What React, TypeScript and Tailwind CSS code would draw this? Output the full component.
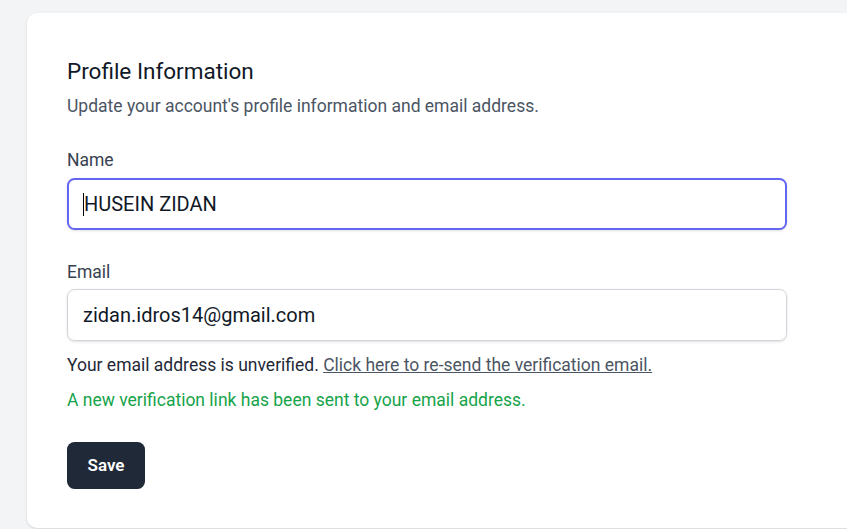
export default function App() {
  return (
    <div
      className="w-[847px] h-[529px] overflow-hidden bg-[#f3f4f6] pt-[13px] pl-[27px]"
      style={{ fontFamily: "Roboto, 'Noto Sans', sans-serif" }}
    >
      <section className="w-[900px] h-[515px] bg-white rounded-[10px] shadow-sm px-10 pt-[41px] pb-10">
        <header>
          <h2 className="text-[22.5px] leading-[35px] font-normal text-[#111827]">
            Profile Information
          </h2>
          <p className="mt-[5px] text-[17.5px] leading-[25px] text-[#4b5563]">
            Update your account's profile information and email address.
          </p>
        </header>

        <form className="mt-[29px] w-[720px] flex flex-col gap-[30px]">
          <div>
            <label className="block text-[17.5px] leading-[25px] font-normal text-[#374151]">
              Name
            </label>
            <div className="mt-[5px] h-[52px] flex items-center px-[14px] rounded-[7.5px] border-[2.5px] border-[#6366f1] shadow-sm text-[20px] text-[#111827]">
              <span className="w-px h-[23px] bg-black" />
              HUSEIN ZIDAN
            </div>
          </div>

          <div>
            <label className="block text-[17.5px] leading-[25px] font-normal text-[#374151]">
              Email
            </label>
            <div className="mt-[4px] h-[52px] flex items-center px-[15px] rounded-[7.5px] border border-[#d1d5db] shadow-sm text-[20px] text-[#111827]">
              zidan.idros14@gmail.com
            </div>

            <p className="mt-[12px] text-[17.5px] leading-[25px] text-[#1f2937]">
              Your email address is unverified.{" "}
              <span className="underline text-[#4b5563]">
                Click here to re-send the verification email.
              </span>
            </p>
            <p className="mt-[10px] text-[17.5px] leading-[25px] font-normal text-[#16a34a]">
              A new verification link has been sent to your email address.
            </p>
          </div>

          <div className="-mt-px">
            <button
              type="button"
              className="w-[78px] h-[47px] rounded-[7.5px] bg-[#1f2937] text-white text-[17px] font-semibold"
            >
              Save
            </button>
          </div>
        </form>
      </section>
    </div>
  );
}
───
# TASK TO CARRY OUT
Reproduce the material word for word. Any pictures should be left out of the copy.

# TASK ANSWER
What React, TypeScript and Tailwind CSS code would draw this? Output the full component.
export default function App() {
  return (
    <div
      className="w-[847px] h-[529px] overflow-hidden bg-[#f3f4f6] pt-[13px] pl-[27px]"
      style={{ fontFamily: "Roboto, 'Noto Sans', sans-serif" }}
    >
      <section className="w-[900px] h-[515px] bg-white rounded-[10px] shadow-sm px-10 pt-[41px] pb-10">
        <header>
          <h2 className="text-[22.5px] leading-[35px] font-normal text-[#111827]">
            Profile Information
          </h2>
          <p className="mt-[5px] text-[17.5px] leading-[25px] text-[#4b5563]">
            Update your account's profile information and email address.
          </p>
        </header>

        <form className="mt-[29px] w-[720px] flex flex-col gap-[30px]">
          <div>
            <label className="block text-[17.5px] leading-[25px] font-normal text-[#374151]">
              Name
            </label>
            <div className="mt-[5px] h-[52px] flex items-center px-[14px] rounded-[7.5px] border-[2.5px] border-[#6366f1] shadow-sm text-[20px] text-[#111827]">
              <span className="w-px h-[23px] bg-black" />
              HUSEIN ZIDAN
            </div>
          </div>

          <div>
            <label className="block text-[17.5px] leading-[25px] font-normal text-[#374151]">
              Email
            </label>
            <div className="mt-[4px] h-[52px] flex items-center px-[15px] rounded-[7.5px] border border-[#d1d5db] shadow-sm text-[20px] text-[#111827]">
              zidan.idros14@gmail.com
            </div>

            <p className="mt-[12px] text-[17.5px] leading-[25px] text-[#1f2937]">
              Your email address is unverified.{" "}
              <span className="underline text-[#4b5563]">
                Click here to re-send the verification email.
              </span>
            </p>
            <p className="mt-[10px] text-[17.5px] leading-[25px] font-normal text-[#16a34a]">
              A new verification link has been sent to your email address.
            </p>
          </div>

          <div className="-mt-px">
            <button
              type="button"
              className="w-[78px] h-[47px] rounded-[7.5px] bg-[#1f2937] text-white text-[17px] font-semibold"
            >
              Save
            </button>
          </div>
        </form>
      </section>
    </div>
  );
}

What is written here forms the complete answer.